* WHAT THE EXERCISE ASKS:
Produce an exact transcription of the listing below, omitting the pictures.
----
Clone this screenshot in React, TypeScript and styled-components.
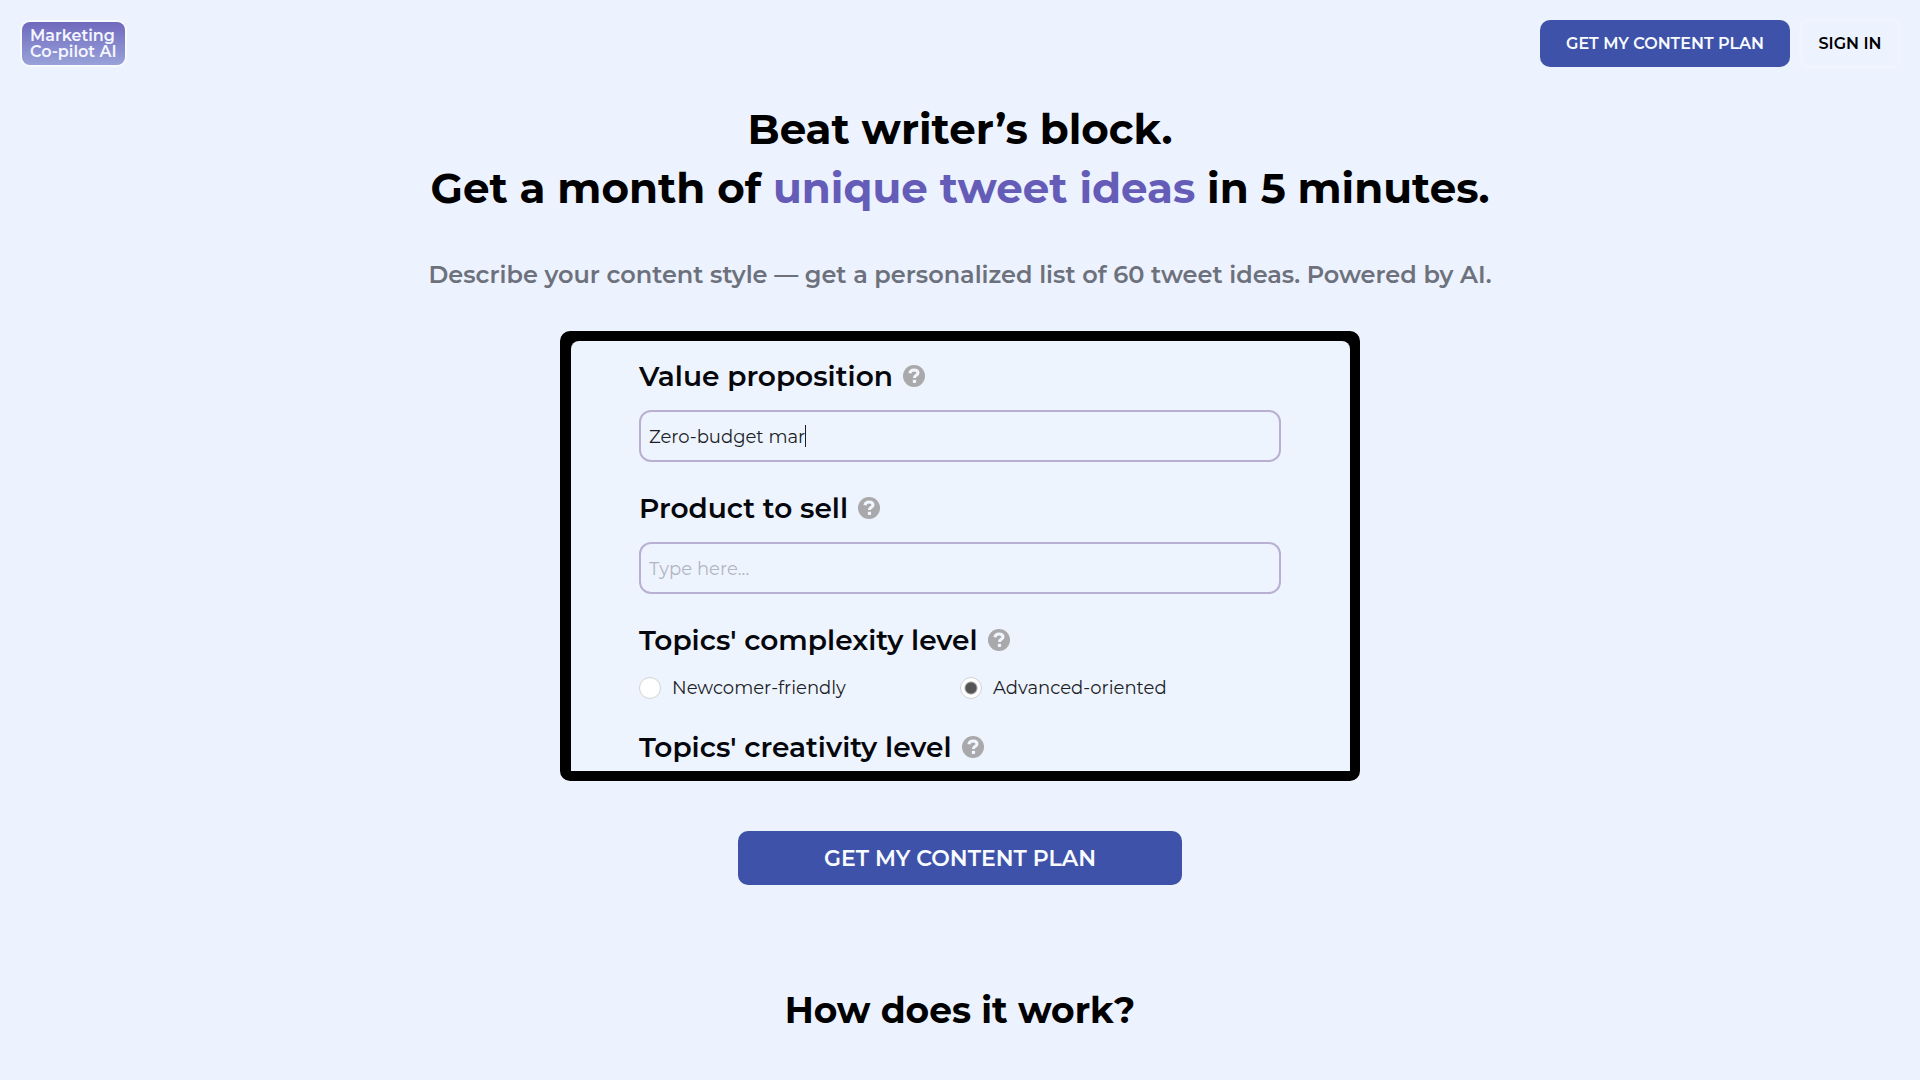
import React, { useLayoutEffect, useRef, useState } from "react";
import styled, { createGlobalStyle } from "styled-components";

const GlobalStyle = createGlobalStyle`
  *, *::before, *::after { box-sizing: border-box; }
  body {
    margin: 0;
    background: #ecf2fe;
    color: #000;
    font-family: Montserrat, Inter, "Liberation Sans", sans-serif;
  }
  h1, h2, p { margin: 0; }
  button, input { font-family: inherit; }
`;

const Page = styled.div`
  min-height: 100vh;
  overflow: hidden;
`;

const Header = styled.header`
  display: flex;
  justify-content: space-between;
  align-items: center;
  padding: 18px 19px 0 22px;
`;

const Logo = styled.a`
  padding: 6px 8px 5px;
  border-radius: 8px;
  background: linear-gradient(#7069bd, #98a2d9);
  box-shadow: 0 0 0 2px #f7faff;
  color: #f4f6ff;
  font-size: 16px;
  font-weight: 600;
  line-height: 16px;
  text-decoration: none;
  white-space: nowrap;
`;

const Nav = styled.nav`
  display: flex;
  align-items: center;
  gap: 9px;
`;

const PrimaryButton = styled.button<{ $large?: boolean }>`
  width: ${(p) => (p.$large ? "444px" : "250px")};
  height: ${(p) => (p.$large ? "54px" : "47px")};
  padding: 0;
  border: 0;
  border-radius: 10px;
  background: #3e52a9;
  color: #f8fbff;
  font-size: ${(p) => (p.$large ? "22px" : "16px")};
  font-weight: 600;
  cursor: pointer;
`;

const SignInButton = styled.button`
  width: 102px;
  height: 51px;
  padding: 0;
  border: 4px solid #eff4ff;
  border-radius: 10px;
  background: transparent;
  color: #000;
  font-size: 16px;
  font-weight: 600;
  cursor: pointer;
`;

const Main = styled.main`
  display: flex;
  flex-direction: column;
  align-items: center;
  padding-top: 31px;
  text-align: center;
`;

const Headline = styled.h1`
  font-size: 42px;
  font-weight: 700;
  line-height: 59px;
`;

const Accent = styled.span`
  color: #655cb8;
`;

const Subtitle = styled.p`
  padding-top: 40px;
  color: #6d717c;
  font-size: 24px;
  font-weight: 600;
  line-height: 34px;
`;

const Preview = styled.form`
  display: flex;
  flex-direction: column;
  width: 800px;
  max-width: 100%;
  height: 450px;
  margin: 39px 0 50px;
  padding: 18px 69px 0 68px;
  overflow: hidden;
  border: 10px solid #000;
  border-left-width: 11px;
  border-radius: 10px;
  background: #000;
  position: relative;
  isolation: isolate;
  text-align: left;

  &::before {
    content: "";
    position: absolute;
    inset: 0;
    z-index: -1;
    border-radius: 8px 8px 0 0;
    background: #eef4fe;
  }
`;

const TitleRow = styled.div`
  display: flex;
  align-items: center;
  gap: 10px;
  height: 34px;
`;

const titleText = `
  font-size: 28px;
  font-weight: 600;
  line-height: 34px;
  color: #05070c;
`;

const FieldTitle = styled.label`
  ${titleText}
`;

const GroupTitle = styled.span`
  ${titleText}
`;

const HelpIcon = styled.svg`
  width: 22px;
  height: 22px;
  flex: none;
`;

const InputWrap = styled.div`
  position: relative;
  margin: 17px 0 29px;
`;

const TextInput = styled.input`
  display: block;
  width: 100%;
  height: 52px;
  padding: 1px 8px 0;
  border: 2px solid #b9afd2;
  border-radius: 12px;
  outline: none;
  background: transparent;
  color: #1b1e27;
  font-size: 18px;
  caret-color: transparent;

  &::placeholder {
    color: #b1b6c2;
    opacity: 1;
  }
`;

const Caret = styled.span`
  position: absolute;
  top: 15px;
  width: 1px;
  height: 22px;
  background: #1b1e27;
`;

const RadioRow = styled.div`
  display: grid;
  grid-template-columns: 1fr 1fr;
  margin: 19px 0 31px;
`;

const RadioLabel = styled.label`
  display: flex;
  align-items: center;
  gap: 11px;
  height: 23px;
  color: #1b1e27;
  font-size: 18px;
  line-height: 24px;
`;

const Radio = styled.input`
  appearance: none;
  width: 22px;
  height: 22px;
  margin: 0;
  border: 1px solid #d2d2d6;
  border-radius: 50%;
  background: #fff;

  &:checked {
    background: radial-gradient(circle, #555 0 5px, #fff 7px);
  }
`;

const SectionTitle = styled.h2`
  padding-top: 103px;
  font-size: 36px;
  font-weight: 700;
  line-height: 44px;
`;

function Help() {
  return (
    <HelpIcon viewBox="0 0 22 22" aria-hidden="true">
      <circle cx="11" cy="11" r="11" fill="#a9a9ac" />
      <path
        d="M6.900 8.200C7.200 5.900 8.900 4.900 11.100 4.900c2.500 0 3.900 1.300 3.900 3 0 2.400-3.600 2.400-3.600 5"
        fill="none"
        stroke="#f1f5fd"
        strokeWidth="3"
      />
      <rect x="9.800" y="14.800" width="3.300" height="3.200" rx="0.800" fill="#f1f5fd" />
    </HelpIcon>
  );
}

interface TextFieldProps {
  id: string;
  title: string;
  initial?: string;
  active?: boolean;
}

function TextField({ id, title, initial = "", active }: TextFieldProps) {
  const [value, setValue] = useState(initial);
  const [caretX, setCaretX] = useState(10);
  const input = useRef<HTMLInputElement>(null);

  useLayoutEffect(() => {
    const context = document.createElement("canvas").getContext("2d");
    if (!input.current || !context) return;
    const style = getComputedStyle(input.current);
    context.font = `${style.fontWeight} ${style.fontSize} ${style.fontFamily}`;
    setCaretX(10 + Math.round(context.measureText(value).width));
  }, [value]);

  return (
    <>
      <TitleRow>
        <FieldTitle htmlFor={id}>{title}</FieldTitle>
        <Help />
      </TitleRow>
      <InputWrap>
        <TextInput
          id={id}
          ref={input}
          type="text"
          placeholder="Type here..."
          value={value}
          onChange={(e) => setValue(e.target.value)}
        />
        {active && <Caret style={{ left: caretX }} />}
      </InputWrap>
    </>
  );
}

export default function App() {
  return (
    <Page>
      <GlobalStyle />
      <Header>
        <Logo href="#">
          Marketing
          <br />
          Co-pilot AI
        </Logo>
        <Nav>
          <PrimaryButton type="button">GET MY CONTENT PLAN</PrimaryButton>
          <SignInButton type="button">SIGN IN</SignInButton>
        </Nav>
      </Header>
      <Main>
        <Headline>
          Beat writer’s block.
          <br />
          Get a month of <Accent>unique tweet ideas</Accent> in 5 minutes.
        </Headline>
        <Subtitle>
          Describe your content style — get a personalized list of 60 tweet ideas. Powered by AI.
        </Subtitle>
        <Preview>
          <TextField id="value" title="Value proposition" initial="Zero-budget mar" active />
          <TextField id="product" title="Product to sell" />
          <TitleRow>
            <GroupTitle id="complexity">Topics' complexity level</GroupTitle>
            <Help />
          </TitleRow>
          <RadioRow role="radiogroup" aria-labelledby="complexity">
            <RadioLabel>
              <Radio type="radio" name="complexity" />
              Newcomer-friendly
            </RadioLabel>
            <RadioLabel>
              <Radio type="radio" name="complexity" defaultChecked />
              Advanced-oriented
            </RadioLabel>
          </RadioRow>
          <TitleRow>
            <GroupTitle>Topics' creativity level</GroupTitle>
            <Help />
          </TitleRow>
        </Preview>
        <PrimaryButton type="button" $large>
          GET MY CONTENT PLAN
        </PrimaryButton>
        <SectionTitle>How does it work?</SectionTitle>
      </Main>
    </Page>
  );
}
----
* CORRECT RESULT:
Clone this screenshot in React, TypeScript and styled-components.
import React, { useLayoutEffect, useRef, useState } from "react";
import styled, { createGlobalStyle } from "styled-components";

const GlobalStyle = createGlobalStyle`
  *, *::before, *::after { box-sizing: border-box; }
  body {
    margin: 0;
    background: #ecf2fe;
    color: #000;
    font-family: Montserrat, Inter, "Liberation Sans", sans-serif;
  }
  h1, h2, p { margin: 0; }
  button, input { font-family: inherit; }
`;

const Page = styled.div`
  min-height: 100vh;
  overflow: hidden;
`;

const Header = styled.header`
  display: flex;
  justify-content: space-between;
  align-items: center;
  padding: 18px 19px 0 22px;
`;

const Logo = styled.a`
  padding: 6px 8px 5px;
  border-radius: 8px;
  background: linear-gradient(#7069bd, #98a2d9);
  box-shadow: 0 0 0 2px #f7faff;
  color: #f4f6ff;
  font-size: 16px;
  font-weight: 600;
  line-height: 16px;
  text-decoration: none;
  white-space: nowrap;
`;

const Nav = styled.nav`
  display: flex;
  align-items: center;
  gap: 9px;
`;

const PrimaryButton = styled.button<{ $large?: boolean }>`
  width: ${(p) => (p.$large ? "444px" : "250px")};
  height: ${(p) => (p.$large ? "54px" : "47px")};
  padding: 0;
  border: 0;
  border-radius: 10px;
  background: #3e52a9;
  color: #f8fbff;
  font-size: ${(p) => (p.$large ? "22px" : "16px")};
  font-weight: 600;
  cursor: pointer;
`;

const SignInButton = styled.button`
  width: 102px;
  height: 51px;
  padding: 0;
  border: 4px solid #eff4ff;
  border-radius: 10px;
  background: transparent;
  color: #000;
  font-size: 16px;
  font-weight: 600;
  cursor: pointer;
`;

const Main = styled.main`
  display: flex;
  flex-direction: column;
  align-items: center;
  padding-top: 31px;
  text-align: center;
`;

const Headline = styled.h1`
  font-size: 42px;
  font-weight: 700;
  line-height: 59px;
`;

const Accent = styled.span`
  color: #655cb8;
`;

const Subtitle = styled.p`
  padding-top: 40px;
  color: #6d717c;
  font-size: 24px;
  font-weight: 600;
  line-height: 34px;
`;

const Preview = styled.form`
  display: flex;
  flex-direction: column;
  width: 800px;
  max-width: 100%;
  height: 450px;
  margin: 39px 0 50px;
  padding: 18px 69px 0 68px;
  overflow: hidden;
  border: 10px solid #000;
  border-left-width: 11px;
  border-radius: 10px;
  background: #000;
  position: relative;
  isolation: isolate;
  text-align: left;

  &::before {
    content: "";
    position: absolute;
    inset: 0;
    z-index: -1;
    border-radius: 8px 8px 0 0;
    background: #eef4fe;
  }
`;

const TitleRow = styled.div`
  display: flex;
  align-items: center;
  gap: 10px;
  height: 34px;
`;

const titleText = `
  font-size: 28px;
  font-weight: 600;
  line-height: 34px;
  color: #05070c;
`;

const FieldTitle = styled.label`
  ${titleText}
`;

const GroupTitle = styled.span`
  ${titleText}
`;

const HelpIcon = styled.svg`
  width: 22px;
  height: 22px;
  flex: none;
`;

const InputWrap = styled.div`
  position: relative;
  margin: 17px 0 29px;
`;

const TextInput = styled.input`
  display: block;
  width: 100%;
  height: 52px;
  padding: 1px 8px 0;
  border: 2px solid #b9afd2;
  border-radius: 12px;
  outline: none;
  background: transparent;
  color: #1b1e27;
  font-size: 18px;
  caret-color: transparent;

  &::placeholder {
    color: #b1b6c2;
    opacity: 1;
  }
`;

const Caret = styled.span`
  position: absolute;
  top: 15px;
  width: 1px;
  height: 22px;
  background: #1b1e27;
`;

const RadioRow = styled.div`
  display: grid;
  grid-template-columns: 1fr 1fr;
  margin: 19px 0 31px;
`;

const RadioLabel = styled.label`
  display: flex;
  align-items: center;
  gap: 11px;
  height: 23px;
  color: #1b1e27;
  font-size: 18px;
  line-height: 24px;
`;

const Radio = styled.input`
  appearance: none;
  width: 22px;
  height: 22px;
  margin: 0;
  border: 1px solid #d2d2d6;
  border-radius: 50%;
  background: #fff;

  &:checked {
    background: radial-gradient(circle, #555 0 5px, #fff 7px);
  }
`;

const SectionTitle = styled.h2`
  padding-top: 103px;
  font-size: 36px;
  font-weight: 700;
  line-height: 44px;
`;

function Help() {
  return (
    <HelpIcon viewBox="0 0 22 22" aria-hidden="true">
      <circle cx="11" cy="11" r="11" fill="#a9a9ac" />
      <path
        d="M6.900 8.200C7.200 5.900 8.900 4.900 11.100 4.900c2.500 0 3.900 1.300 3.900 3 0 2.400-3.600 2.400-3.600 5"
        fill="none"
        stroke="#f1f5fd"
        strokeWidth="3"
      />
      <rect x="9.800" y="14.800" width="3.300" height="3.200" rx="0.800" fill="#f1f5fd" />
    </HelpIcon>
  );
}

interface TextFieldProps {
  id: string;
  title: string;
  initial?: string;
  active?: boolean;
}

function TextField({ id, title, initial = "", active }: TextFieldProps) {
  const [value, setValue] = useState(initial);
  const [caretX, setCaretX] = useState(10);
  const input = useRef<HTMLInputElement>(null);

  useLayoutEffect(() => {
    const context = document.createElement("canvas").getContext("2d");
    if (!input.current || !context) return;
    const style = getComputedStyle(input.current);
    context.font = `${style.fontWeight} ${style.fontSize} ${style.fontFamily}`;
    setCaretX(10 + Math.round(context.measureText(value).width));
  }, [value]);

  return (
    <>
      <TitleRow>
        <FieldTitle htmlFor={id}>{title}</FieldTitle>
        <Help />
      </TitleRow>
      <InputWrap>
        <TextInput
          id={id}
          ref={input}
          type="text"
          placeholder="Type here..."
          value={value}
          onChange={(e) => setValue(e.target.value)}
        />
        {active && <Caret style={{ left: caretX }} />}
      </InputWrap>
    </>
  );
}

export default function App() {
  return (
    <Page>
      <GlobalStyle />
      <Header>
        <Logo href="#">
          Marketing
          <br />
          Co-pilot AI
        </Logo>
        <Nav>
          <PrimaryButton type="button">GET MY CONTENT PLAN</PrimaryButton>
          <SignInButton type="button">SIGN IN</SignInButton>
        </Nav>
      </Header>
      <Main>
        <Headline>
          Beat writer’s block.
          <br />
          Get a month of <Accent>unique tweet ideas</Accent> in 5 minutes.
        </Headline>
        <Subtitle>
          Describe your content style — get a personalized list of 60 tweet ideas. Powered by AI.
        </Subtitle>
        <Preview>
          <TextField id="value" title="Value proposition" initial="Zero-budget mar" active />
          <TextField id="product" title="Product to sell" />
          <TitleRow>
            <GroupTitle id="complexity">Topics' complexity level</GroupTitle>
            <Help />
          </TitleRow>
          <RadioRow role="radiogroup" aria-labelledby="complexity">
            <RadioLabel>
              <Radio type="radio" name="complexity" />
              Newcomer-friendly
            </RadioLabel>
            <RadioLabel>
              <Radio type="radio" name="complexity" defaultChecked />
              Advanced-oriented
            </RadioLabel>
          </RadioRow>
          <TitleRow>
            <GroupTitle>Topics' creativity level</GroupTitle>
            <Help />
          </TitleRow>
        </Preview>
        <PrimaryButton type="button" $large>
          GET MY CONTENT PLAN
        </PrimaryButton>
        <SectionTitle>How does it work?</SectionTitle>
      </Main>
    </Page>
  );
}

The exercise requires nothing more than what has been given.